Maybe. But in reality, they have no way of knowing for sure if they actually lost weight or gained weight. All they can say for certain is that the number on this scale under these conditions is different then the conditions this morning. That’s it. There is nothing else they accurately know.
Here’s what I mean.
We do things through out the day that will effect the number on the scale. The amount of water we drink. The time since our last meal. The amount of clothes we are wearing. Using the bathroom. Changing the scale we use. You get the picture.
They all effect the number.
The only good way to get a comparable number from one day to the next is to keep every possible condition the same.
Here’s why I measure in the morning:
- I’m pretty much equally dehydrated each morning
- I’m void of mostly all urine since I don’t drink water while I sleep
- My boxers all weigh the same amount (ok, I’m making an assumption here)
- I haven’t eaten anything since the evening before
- I know I’m using the same scale each time
It doesn’t have to be in the morning. You can take your data at night if you want. And you can measure more than once per day. But the weigh in you actually record needs to be at the same point under the same conditions each day (or as close as possible). This will give you a more precise look at how your weight is trending over time.
#2 Track your calories
If you are reading this then you are probably health conscious, reading labels on foods and trying to eat smart. But do you really know how many calories you are eating?
The amount of calories you take in are as or more important that the calories you are burning because they also effect how your body will burn them off.
The oversimplified equation is:
- Eat more calories than you burn = gain weight
- Eat less calories than you burn = loses weight
- Eat the same calories you burn = maintain weight
But do you know how many calories you are actually eating? Most people don’t. According to a study from Cornell, people generally underestimate the amount of calories they eat by 20-40% depending on the size of the meal. So if you estimate that you eat 2,500 calories a day you may actually be eating 3,000-3,500!
If you want to control your caloric intake (and your weight) it starts with knowing how much you are REALLY eating. Not a guess.
A great way to do this is by using some sort of food journal. With smart phones this has become very easy but a notebook and pencil are just as effective. I’ve been using My Macros+ for about 8 months. There are tons of options out there.
To start, keep it simple. Just write down the item and number of calories based on the serving size. For things like fruits and vegetables you can look them up through Google and estimate the serving size (or measure yourself).
Record everything including coffee creamer or other additives like BBQ sauce or olive oil. You’ll be surprised how these small things quickly add up.
It takes some work at first but as you learn more about the staple items you eat it starts to get pretty easy. At the end of the day you will have a much more accurate total of your calories. How do they compare to what you thought you were doing? I was amazed how far off I was!

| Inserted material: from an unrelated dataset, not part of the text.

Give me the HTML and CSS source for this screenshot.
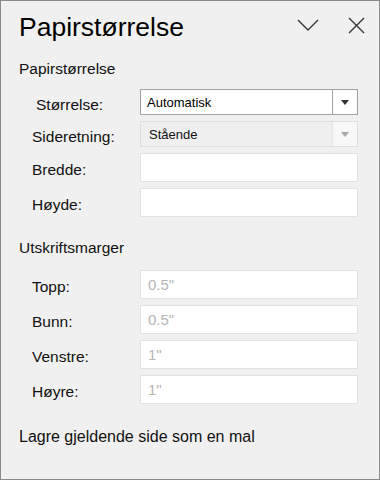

Two healthy bonus points I’ve found:
- As I started to get more info on my calories, I naturally started to trend to foods that helped my goals. And I was at least aware of foods that were slowing down my progress (though I didn’t immediately stop all of them)
- By wanting to be precise in tracking my calories, my snacking slowed way down. Probably from pure laziness, I didn’t want to take the time to look up and then write down things like six crackers or a half eaten yogurt my kids didn’t finish.
#3 How are you sleeping?
I am seeing so much research on how important sleep is that I have put a big emphasis on my own sleep patterns over the last few years. And similar to everything else, I really didn’t know how I was doing because I had no baseline to start from.
But like most things, there’s an app for that!
I’m currently using two different apps and in the future I’ll be comparing them. But for now, I’m using the free version of Sleep Cycle on my iPhone and there is also a sleep tracker built in to the Fitbit Charge HR that I wear to bed. Click here to read my review of the Charge HR.
Both of these track your sleep in different ways. As mentioned before, I don’t know how accurate they are but they do give me a baseline to start from. And since I’m using the same tools, the measurements should be precise as long as I use them the same way each night. For example, place the iPhone in the same place and wear the Fitbit on the same wrist.
Whatever app you are using, the value is once again in the trends you find. You can compare your typical night’s sleep to how you sleep in a hotel, for example. Or how you sleep if you go to bed late, read before turning off the lights, have a glass of wine or eat a heavy meal.
The goal is better understanding your sleep and what affects it so that you can make decisions that will improve it.
Wrapping it up
In the end, we all want to be better at who we are and what we do. But it can be so difficult to move forward tomorrow when we don’t know where we are today.
By utilizing these 3 simple ways to improve precision with your weight, calories and sleep you are on your way to making better decisions. These really worked for me and I hope they work for you too!